### Given problem:
Which lines hold the word "components"? Copy each one.

### Recorded information:
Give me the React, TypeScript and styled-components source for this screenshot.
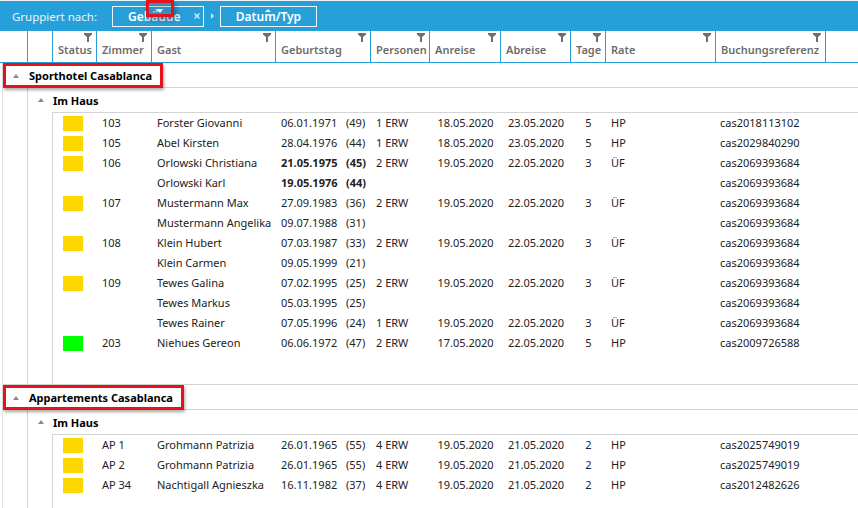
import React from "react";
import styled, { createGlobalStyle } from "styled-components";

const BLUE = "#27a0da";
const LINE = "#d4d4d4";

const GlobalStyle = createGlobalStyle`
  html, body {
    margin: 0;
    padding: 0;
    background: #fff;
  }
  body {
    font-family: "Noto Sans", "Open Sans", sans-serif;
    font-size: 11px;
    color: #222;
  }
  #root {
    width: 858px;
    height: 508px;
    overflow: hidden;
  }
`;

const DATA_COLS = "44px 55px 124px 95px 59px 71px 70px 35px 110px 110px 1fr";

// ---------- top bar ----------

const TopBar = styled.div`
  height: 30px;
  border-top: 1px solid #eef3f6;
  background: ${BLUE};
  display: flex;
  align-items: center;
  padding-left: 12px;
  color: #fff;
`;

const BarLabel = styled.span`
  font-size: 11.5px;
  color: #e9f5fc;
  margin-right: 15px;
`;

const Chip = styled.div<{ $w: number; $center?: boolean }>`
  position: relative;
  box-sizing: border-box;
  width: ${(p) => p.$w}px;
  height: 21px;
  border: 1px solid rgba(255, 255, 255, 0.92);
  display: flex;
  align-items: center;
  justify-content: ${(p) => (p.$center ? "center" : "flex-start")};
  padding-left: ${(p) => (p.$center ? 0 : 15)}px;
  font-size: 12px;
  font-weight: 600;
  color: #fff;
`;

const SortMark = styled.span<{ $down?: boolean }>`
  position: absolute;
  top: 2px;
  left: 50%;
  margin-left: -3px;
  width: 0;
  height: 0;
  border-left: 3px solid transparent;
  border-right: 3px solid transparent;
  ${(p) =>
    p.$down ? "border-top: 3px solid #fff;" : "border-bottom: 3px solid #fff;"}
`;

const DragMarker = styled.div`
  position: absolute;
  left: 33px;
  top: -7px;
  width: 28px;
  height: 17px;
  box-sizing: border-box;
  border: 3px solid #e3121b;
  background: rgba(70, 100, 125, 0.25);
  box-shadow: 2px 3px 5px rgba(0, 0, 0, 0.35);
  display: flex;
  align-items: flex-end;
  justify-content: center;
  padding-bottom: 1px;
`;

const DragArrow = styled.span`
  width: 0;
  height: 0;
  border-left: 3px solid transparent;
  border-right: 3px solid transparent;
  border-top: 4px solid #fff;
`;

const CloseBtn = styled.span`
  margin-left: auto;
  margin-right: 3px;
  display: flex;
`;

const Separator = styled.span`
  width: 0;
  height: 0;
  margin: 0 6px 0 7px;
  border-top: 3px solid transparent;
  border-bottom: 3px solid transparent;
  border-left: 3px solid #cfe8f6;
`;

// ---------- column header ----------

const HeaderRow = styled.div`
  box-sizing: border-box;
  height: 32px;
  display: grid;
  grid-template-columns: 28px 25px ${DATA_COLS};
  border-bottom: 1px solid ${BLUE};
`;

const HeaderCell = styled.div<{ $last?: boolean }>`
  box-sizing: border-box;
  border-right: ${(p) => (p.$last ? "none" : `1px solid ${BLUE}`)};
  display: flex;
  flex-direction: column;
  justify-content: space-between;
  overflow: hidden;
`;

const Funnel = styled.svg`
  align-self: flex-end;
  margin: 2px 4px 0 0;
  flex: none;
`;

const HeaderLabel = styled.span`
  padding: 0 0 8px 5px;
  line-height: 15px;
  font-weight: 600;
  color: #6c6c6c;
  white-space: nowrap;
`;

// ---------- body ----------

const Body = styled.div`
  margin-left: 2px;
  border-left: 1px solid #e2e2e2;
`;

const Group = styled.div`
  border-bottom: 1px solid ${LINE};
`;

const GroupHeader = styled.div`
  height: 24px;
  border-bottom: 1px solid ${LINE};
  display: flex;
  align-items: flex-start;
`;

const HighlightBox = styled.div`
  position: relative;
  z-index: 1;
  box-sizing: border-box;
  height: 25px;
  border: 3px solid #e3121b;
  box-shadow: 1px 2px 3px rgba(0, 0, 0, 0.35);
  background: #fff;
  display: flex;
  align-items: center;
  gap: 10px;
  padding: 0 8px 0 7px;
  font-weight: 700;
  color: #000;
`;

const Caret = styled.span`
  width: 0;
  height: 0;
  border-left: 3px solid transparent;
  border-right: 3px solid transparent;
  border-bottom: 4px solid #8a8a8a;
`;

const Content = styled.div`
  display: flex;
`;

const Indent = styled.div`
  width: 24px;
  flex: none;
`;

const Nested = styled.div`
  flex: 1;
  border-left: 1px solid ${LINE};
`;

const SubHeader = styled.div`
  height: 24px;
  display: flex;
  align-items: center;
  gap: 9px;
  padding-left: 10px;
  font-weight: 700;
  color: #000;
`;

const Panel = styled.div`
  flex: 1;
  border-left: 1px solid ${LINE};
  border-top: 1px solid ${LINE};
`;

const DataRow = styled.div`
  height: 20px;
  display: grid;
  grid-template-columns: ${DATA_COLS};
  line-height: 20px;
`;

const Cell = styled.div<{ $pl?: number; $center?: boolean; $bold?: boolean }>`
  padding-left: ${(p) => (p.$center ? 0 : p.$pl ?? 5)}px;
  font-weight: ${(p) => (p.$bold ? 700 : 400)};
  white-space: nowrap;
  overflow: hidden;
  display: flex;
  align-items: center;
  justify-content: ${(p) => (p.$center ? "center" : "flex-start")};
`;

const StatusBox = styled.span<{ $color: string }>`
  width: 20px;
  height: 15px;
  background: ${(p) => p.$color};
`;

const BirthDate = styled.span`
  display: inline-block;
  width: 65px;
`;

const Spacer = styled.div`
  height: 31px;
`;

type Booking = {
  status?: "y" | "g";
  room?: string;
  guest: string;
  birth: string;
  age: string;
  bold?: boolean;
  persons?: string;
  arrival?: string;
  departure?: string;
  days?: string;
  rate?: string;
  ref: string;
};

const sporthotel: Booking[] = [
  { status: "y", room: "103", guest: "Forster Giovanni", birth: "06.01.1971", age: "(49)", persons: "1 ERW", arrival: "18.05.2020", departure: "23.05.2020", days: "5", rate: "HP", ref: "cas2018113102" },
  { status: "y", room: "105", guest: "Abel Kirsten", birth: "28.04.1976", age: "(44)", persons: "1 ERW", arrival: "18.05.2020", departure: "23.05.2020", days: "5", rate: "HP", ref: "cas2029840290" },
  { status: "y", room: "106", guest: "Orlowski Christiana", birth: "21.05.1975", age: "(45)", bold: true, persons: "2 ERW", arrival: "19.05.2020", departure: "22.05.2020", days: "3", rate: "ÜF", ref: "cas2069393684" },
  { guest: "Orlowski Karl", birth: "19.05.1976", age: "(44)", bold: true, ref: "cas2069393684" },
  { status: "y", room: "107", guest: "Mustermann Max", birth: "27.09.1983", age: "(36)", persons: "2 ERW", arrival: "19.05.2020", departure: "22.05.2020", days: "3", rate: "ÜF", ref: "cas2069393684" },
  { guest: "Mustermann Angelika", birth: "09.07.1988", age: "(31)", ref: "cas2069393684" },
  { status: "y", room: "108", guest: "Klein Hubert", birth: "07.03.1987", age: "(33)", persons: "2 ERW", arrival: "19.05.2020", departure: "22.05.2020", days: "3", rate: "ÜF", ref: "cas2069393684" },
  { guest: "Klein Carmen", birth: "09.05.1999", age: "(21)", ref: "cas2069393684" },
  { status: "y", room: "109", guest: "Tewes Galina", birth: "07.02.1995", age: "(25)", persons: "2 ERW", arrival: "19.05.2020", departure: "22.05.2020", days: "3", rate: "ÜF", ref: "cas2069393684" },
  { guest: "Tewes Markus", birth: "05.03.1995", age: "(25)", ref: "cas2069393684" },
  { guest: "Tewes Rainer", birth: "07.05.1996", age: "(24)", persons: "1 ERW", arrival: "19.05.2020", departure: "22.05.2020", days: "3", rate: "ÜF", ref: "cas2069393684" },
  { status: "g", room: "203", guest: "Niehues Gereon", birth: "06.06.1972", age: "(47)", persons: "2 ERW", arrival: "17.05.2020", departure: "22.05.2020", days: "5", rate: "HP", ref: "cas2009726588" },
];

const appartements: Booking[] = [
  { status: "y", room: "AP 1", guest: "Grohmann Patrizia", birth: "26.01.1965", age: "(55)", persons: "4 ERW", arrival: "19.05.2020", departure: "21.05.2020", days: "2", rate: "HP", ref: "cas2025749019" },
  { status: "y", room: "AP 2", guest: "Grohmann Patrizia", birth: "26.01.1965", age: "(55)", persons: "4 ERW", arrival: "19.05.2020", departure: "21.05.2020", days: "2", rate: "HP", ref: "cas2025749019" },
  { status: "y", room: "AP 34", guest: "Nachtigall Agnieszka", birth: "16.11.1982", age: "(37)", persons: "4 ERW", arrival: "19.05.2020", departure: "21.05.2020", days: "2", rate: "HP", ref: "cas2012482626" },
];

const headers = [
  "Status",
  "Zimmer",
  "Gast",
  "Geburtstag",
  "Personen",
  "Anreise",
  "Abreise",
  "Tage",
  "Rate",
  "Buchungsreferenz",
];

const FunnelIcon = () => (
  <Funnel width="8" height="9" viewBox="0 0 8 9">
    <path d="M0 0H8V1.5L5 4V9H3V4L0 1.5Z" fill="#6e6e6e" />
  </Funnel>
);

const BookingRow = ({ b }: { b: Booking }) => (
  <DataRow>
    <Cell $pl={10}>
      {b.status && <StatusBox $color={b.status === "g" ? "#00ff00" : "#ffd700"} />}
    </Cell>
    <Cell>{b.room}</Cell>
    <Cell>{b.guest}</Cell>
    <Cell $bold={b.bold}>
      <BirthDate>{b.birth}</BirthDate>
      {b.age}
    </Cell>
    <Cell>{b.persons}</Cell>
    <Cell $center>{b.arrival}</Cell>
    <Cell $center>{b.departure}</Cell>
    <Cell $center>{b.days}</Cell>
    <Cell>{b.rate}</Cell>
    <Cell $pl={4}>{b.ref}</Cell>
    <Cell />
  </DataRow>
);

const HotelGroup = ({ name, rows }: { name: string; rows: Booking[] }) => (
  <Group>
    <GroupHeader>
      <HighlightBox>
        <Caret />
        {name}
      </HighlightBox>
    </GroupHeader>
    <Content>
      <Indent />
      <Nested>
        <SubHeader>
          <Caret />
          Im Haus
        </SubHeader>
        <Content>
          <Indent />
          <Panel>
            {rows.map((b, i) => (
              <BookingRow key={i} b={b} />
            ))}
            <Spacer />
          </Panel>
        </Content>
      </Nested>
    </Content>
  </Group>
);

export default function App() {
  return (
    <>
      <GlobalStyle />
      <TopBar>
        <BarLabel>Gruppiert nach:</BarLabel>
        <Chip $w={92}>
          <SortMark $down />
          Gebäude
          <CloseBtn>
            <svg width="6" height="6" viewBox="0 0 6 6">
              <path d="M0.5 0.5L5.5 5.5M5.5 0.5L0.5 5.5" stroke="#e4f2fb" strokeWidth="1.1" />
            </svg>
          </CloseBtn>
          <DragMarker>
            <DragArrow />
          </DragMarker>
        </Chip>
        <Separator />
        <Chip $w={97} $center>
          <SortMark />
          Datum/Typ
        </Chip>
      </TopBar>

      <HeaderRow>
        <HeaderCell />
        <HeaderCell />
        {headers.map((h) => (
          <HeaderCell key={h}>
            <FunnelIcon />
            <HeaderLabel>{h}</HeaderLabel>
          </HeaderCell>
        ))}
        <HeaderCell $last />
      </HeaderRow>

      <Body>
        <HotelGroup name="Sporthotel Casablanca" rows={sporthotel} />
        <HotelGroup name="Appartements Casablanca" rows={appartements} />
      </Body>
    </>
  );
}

### Task response:
Give me the React, TypeScript and styled-components source for this screenshot.
import styled, { createGlobalStyle } from "styled-components";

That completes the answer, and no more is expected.